In de nota met opmerkingen repliceert de verwerende partij dat de erkenning als staatloze niet inhoudt dat verzoekende partij niet langer verblijfsgerechtigd is in het land van gewoonlijk verblijf of herkomst en/of zij geen reisdocumenten kan bekomen om zich naar dit land te begeven. Zij benadrukt dat verzoekende partij niet heeft aangetoond geen verblijfsrecht meer te kunnen genieten in Kroatië of Servië om via de geëigende procedure de verblijfsaanvraag aldaar in te dienen. Het komt de verwerende partij niet toe zelf op eigen initiatief elementen ter ondersteuning van de verblijfsaanvraag te vergaren. Volgens de verwerende partij heeft de verzoekende partij geen enkele poging ondernomen om aan te tonen dat het voor haar inderdaad onmogelijk of bijzonder moeilijk is terug te keren naar het herkomstland. Zij betoogt tenslotte dat verzoekende partij thans voor het eerst bij het verzoekschrift stukken bijbrengt die zij niet eerder heeft voorgelegd zodat zij daarmee uiteraard geen rekening kon houden.
 
De Raad volgt de verwerende partij – zoals blijkt uit de bespreking hoger – dat het loutere gegeven dat een vreemdeling erkend is als staatloze geenszins ook inhoudt dat deze vreemdeling elders niet meer verblijfsgerechtigd is en/of geen reisdocumenten zou kunnen bekomen om er zich naar toe te begeven. Evenwel is verwerende partij geenszins ernstig waar zij zelf voorbijgaat aan de stukken die deel uitmaken van het administratief dossier – meer bepaald de tussen haarzelf en de Kroatische/Servische autoriteiten gevoerde correspondentie – waaruit vooreerst blijkt dat de aanvraag van verzoekende partij om Kroatisch staatsburger te worden werd afgewezen en zij door de Kroatische autoriteiten het bevel had gekregen om het Kroatische grondgebied te verlaten. Ondanks deze gegevens alsnog motiveren in de bestreden beslissing dat verzoekende partij niet heeft aangetoond dat zij haar verblijfsrecht aldaar zou verloren hebben getuigt geenszins van een zorgvuldig onderzoek van de zaak en negeert compleet voormelde stukken uit het administratief dossier. Verder hebben ook de Servische autoriteiten negatief gereageerd op de vraag van verwerende partij om een doorlaatbewijs voor verzoekende partij af te leveren aangezien verzoekende partij geen Servisch staatsburger is.
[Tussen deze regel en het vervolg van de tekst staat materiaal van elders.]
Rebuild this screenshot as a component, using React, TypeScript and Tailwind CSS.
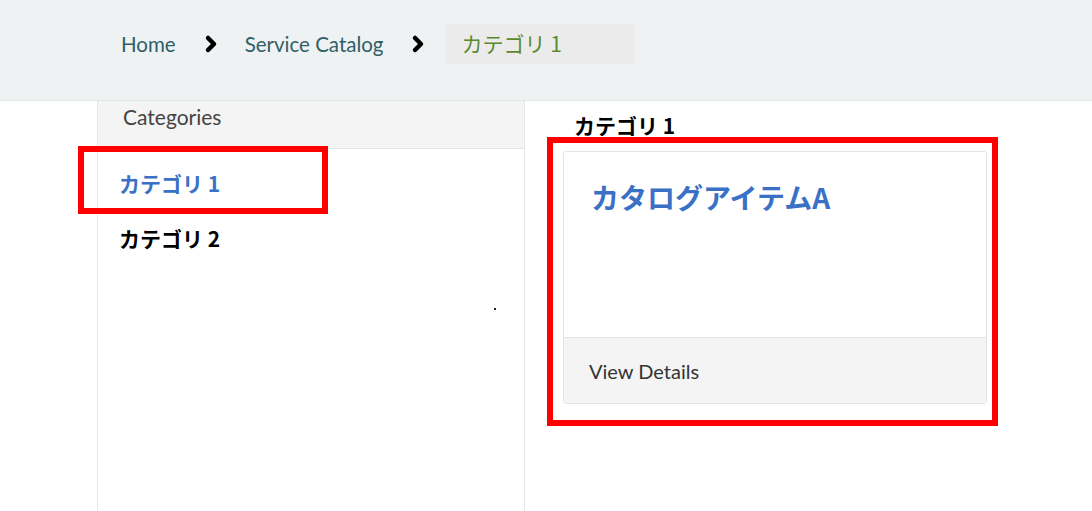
import { ChevronRight } from 'lucide-react'

const latin = "font-['Lato','Noto_Sans_CJK_JP',sans-serif]"
const cjk = "font-['Noto_Sans_CJK_JP',sans-serif]"

function Breadcrumb() {
  return (
    <div className="h-[101px] bg-[#eff2f3] border-b border-[#e1e6e8] pt-[24px] pl-[121px]">
      <div className={`flex items-center h-[40px] text-[20.5px] text-[#2f5f68] ${latin}`}>
        <span>Home</span>
        <ChevronRight className="w-[24px] h-[24px] ml-[23px] mr-[22px] text-black" strokeWidth={4.5} />
        <span>Service Catalog</span>
        <ChevronRight className="w-[24px] h-[24px] ml-[22px] mr-[16px] text-black" strokeWidth={4.5} />
        <div className={`h-[40px] w-[188px] bg-[#ebebeb] flex items-center pl-[16px] text-[21px] text-[#5a8a2e] ${cjk}`}>
          カテゴリ 1
        </div>
      </div>
    </div>
  )
}

function Sidebar() {
  return (
    <div className="ml-[97px] w-[428px] border-x border-[#e4e6e7] min-h-[410px] relative">
      <div className={`h-[48px] bg-[#f4f4f4] border-b border-[#e1e6e8] pl-[25px] text-[21px] text-[#444] ${latin}`}>
        Categories
      </div>
      <div className={`pl-[21px] pt-[20px] text-[21px] font-bold ${cjk}`}>
        <div className="h-[28px] leading-[28px] text-[#3a70c6]">カテゴリ 1</div>
        <div className="h-[28px] leading-[28px] mt-[27px] text-black">カテゴリ 2</div>
      </div>
      <span className="absolute left-[396px] top-[207px] w-[2px] h-[2px] bg-[#222]" />
    </div>
  )
}

function Catalog() {
  return (
    <div className="flex-1 pt-[11px]">
      <div className={`pl-[49px] text-[21px] font-bold text-black leading-[26px] ${cjk}`}>カテゴリ 1</div>
      <div className="ml-[38px] mt-[13px] w-[424px] h-[253px] border border-[#dfe5e8] rounded-[3px] flex flex-col overflow-hidden">
        <div className={`flex-1 bg-white pl-[27px] pt-[25px] text-[28px] leading-[40px] font-bold text-[#3a70c6] ${cjk}`}>
          カタログアイテムA
        </div>
        <div className={`h-[66px] bg-[#f4f4f4] border-t border-[#dfe5e8] pl-[25px] flex items-center text-[20px] text-[#333] ${latin}`}>
          View Details
        </div>
      </div>
    </div>
  )
}

export default function App() {
  return (
    <div className="relative w-[1092px] h-[511px] bg-white overflow-hidden">
      <Breadcrumb />
      <div className="flex">
        <Sidebar />
        <Catalog />
      </div>
      <div className="absolute left-[78px] top-[146px] w-[250px] h-[68px] border-[6px] border-[#ff0000]" />
      <div className="absolute left-[547px] top-[137px] w-[451px] h-[289px] border-[6px] border-[#ff0000]" />
    </div>
  )
}
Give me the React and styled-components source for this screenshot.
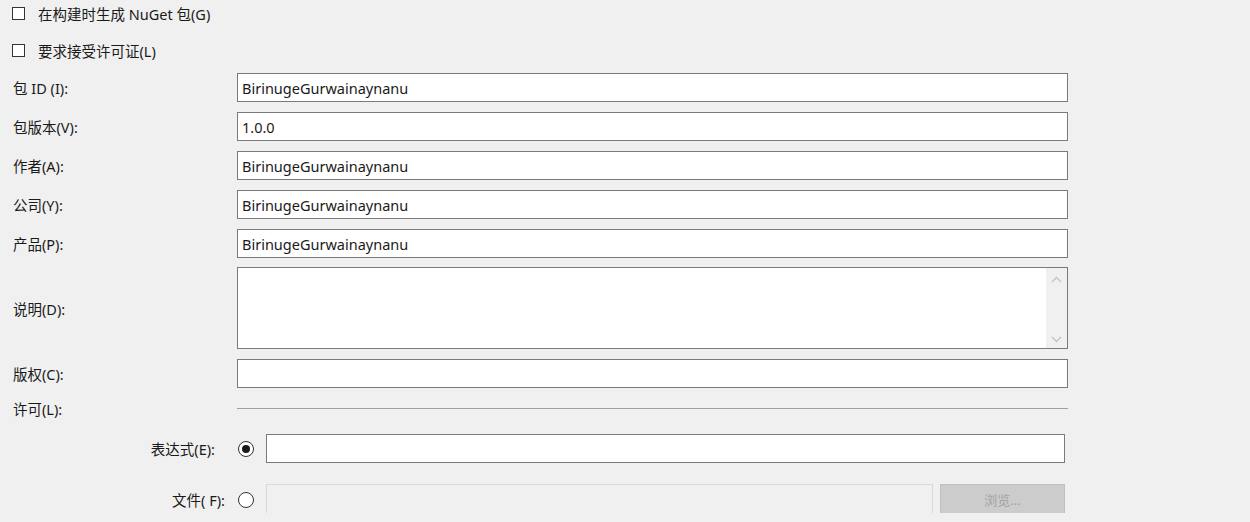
import React from 'react'
import styled, {createGlobalStyle} from 'styled-components'

const Global = createGlobalStyle`
    html, body {
        margin: 0;
        padding: 0;
        background: #f0f0f0;
    }
    body {
        font-family: "Noto Sans", "Noto Sans CJK SC", sans-serif;
        font-size: 14.5px;
        color: #1a1a1a;
    }
`

const Page = styled.div`
    width: 1068px;
    padding-left: 12px;
    box-sizing: border-box;
    display: flex;
    flex-direction: column;
`

const CheckRow = styled.label`
    display: flex;
    align-items: center;
    gap: 13px;
    height: 26px;
    margin-bottom: ${p => p.$mb || 0}px;
`

const Box = styled.span`
    width: 11px;
    height: 11px;
    border: 1px solid #333;
    background: #fff;
`

const Row = styled.div`
    display: grid;
    grid-template-columns: 225px 1fr;
    align-items: center;
    height: ${p => p.$h || 29}px;
    margin-bottom: ${p => p.$mb ?? 10}px;
`

const Label = styled.span`
    padding-left: 1px;
`

const Field = styled.div`
    height: 100%;
    box-sizing: border-box;
    border: 1px solid #7a7a7a;
    background: ${p => p.$disabled ? '#f0f0f0' : '#fff'};
    border-color: ${p => p.$disabled ? '#d9d9d9' : '#7a7a7a'};
    display: flex;
    align-items: center;
    padding-left: 4px;
`

const Memo = styled(Field)`
    padding: 0;
    align-items: stretch;
    justify-content: flex-end;
`

const Scroll = styled.div`
    width: 21px;
    background: #f0f0f0;
    display: flex;
    flex-direction: column;
    justify-content: space-between;
    align-items: center;
    padding: 8px 0 5px;
`

const Rule = styled.div`
    height: 1px;
    background: #a0a0a0;
`

const LicRow = styled.div`
    display: grid;
    grid-template-columns: 225px 29px 1fr;
    align-items: center;
    height: 29px;
    margin-right: 3px;
    margin-bottom: ${p => p.$mb || 0}px;
`

const SubLabel = styled.span`
    text-align: right;
    padding-right: ${p => p.$pr}px;
`

const Radio = styled.span`
    width: 14px;
    height: 14px;
    border-radius: 50%;
    border: 1.5px solid #333;
    background: #fff;
    display: flex;
    align-items: center;
    justify-content: center;
    margin-left: 1px;

    &::after {
        content: '';
        width: 8px;
        height: 8px;
        border-radius: 50%;
        background: ${p => p.$on ? '#1a1a1a' : 'transparent'};
    }
`

const FileWrap = styled.div`
    display: flex;
    gap: 7px;
    height: 100%;
    align-items: center;
`

const Browse = styled.div`
    width: 125px;
    height: 31px;
    box-sizing: border-box;
    background: #cccccc;
    border: 1px solid #bfbfbf;
    color: #a3a3a3;
    display: flex;
    align-items: center;
    justify-content: center;
    font-size: 13px;
`

const Chevron = ({up}) => (
    <svg width="11" height="7" viewBox="0 0 11 7">
        <path d={up ? 'M1 6 L5.5 1.5 L10 6' : 'M1 1 L5.5 5.5 L10 1'} fill="none" stroke="#c2c2c2" strokeWidth="1.3" />
    </svg>
)

const fields = [
    ['包 ID (I):', 'BirinugeGurwainaynanu'],
    ['包版本(V):', '1.0.0'],
    ['作者(A):', 'BirinugeGurwainaynanu'],
    ['公司(Y):', 'BirinugeGurwainaynanu'],
    ['产品(P):', 'BirinugeGurwainaynanu'],
]

const App = () => {
    return (
        <Page>
            <Global />
            <CheckRow $mb={11}><Box />在构建时生成 NuGet 包(G)</CheckRow>
            <CheckRow $mb={10}><Box />要求接受许可证(L)</CheckRow>
            {fields.map(([label, value], i) => (
                <Row key={label} $mb={i === 4 ? 9 : 10}>
                    <Label>{label}</Label>
                    <Field>{value}</Field>
                </Row>
            ))}
            <Row $h={82}>
                <Label>说明(D):</Label>
                <Memo>
                    <Scroll>
                        <Chevron up />
                        <Chevron />
                    </Scroll>
                </Memo>
            </Row>
            <Row $mb={5}>
                <Label>版权(C):</Label>
                <Field />
            </Row>
            <Row $h={30} $mb={11}>
                <Label>许可(L):</Label>
                <Rule />
            </Row>
            <LicRow $mb={21}>
                <SubLabel $pr={22}>表达式(E):</SubLabel>
                <Radio $on />
                <Field />
            </LicRow>
            <LicRow>
                <SubLabel $pr={12}>文件( F):</SubLabel>
                <Radio />
                <FileWrap>
                    <Field $disabled style={{flex: 1}} />
                    <Browse>浏览...</Browse>
                </FileWrap>
            </LicRow>
        </Page>
    )
}

export default App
Zoals de Raad reeds opmerkte, houdt dit in beginsel in dat verzoekende partij geen verblijfsrecht heeft in Servië, zo niet is het onlogisch dat de Servische autoriteiten weigeren verzoekende partij terug te nemen, minstens toont de verwerende partij niet anderszins aan. Bijgevolg dient ook hier geoordeeld te worden dat de verwerende partij – door te motiveren dat verzoekende partij niet heeft aangetoond dat zij in Servië haar verblijfsrecht zou verloren hebben – onzorgvuldig is en voorbijgaat aan de door haar gekende gegevens van de zaak.
 
De Raad kan de verwerende partij voorts volgen waar deze stelt dat het de verzoekende partij toekomt haar aanvraag te stofferen en verwerende partij zelf niet kan gevraagd worden elementen ter ondersteuning van de aanvraag te gaan verzamelen. Evenwel wordt dit van de verwerende partij ook niet gevraagd. Wat wel verwacht kan worden van de verwerende partij is dat, wanneer ze zoals in casu kennis heeft van elementen die de claim van verzoekende partij onderbouwen en zij dit toch nog in vraag stelt, het haar toekwam duidelijk te onderbouwen waarom de elementen ter ondersteuning van de claim van verzoekende partij toch niet standhouden.